17 vues (au cours des 30 derniers jours)
Yu Li
Yu Li le 20 Fév 2017
Modifié(e) : Urs Hofmann le 15 Juil 2019
hi: I have a large matfile ROP, with the size of 45*156*300000, but I only need part of the data with given i: ROP(i,:,:).
here I have two ways: 1)directly load the file. 2)use matfile commmand.
below is the code I used, and the tic-toc result:
tic
load ROP
toc
tic
m=matfile('ROP.mat');
test=squeeze(m.ROP(1,:,:));
toc
Elapsed time is 39.358792 seconds.
Elapsed time is 32.416581 seconds.
looks it does not make the loading significantly faster than before. and the only positive effect is that it saves the memory.
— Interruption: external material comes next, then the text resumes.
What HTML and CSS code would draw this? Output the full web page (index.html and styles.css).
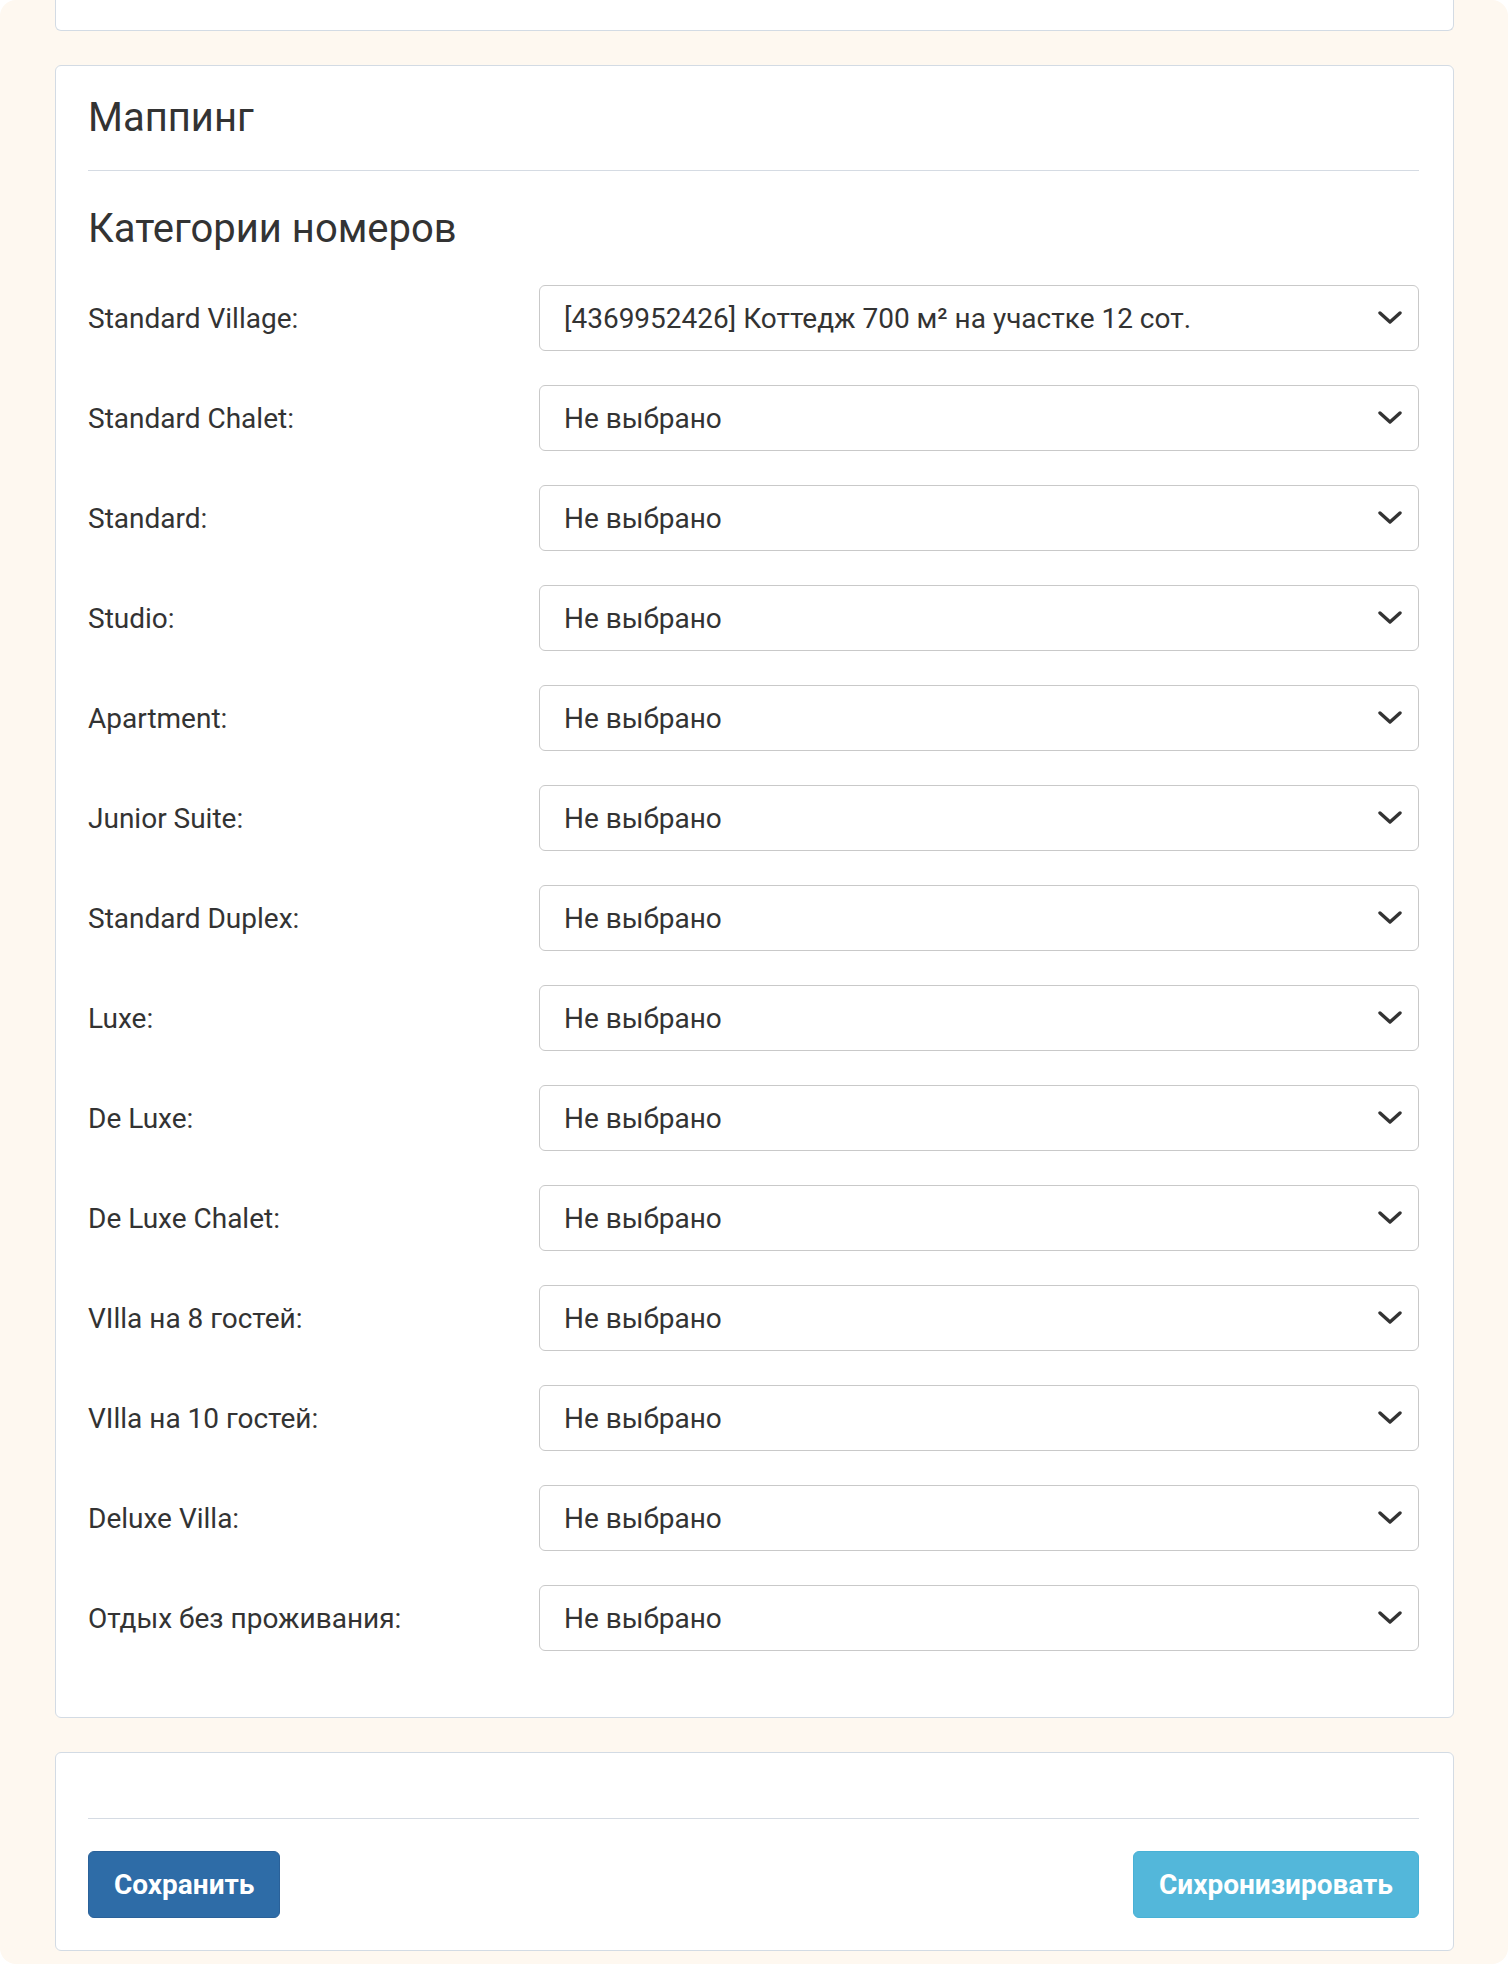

when I load a matrix same size with the ROP(1,:,:), it only cost about 3 seconds, which is about 10 times shorter.
so my question is: is there anyway to make the loading faster? while keep the same small memory like matfile command?
thanks!
Li
  1 commentaire
José-Luis
José-Luis le 20 Fév 2017
How do you create ROP? The fastest way would probably be to only to save what you need from the start.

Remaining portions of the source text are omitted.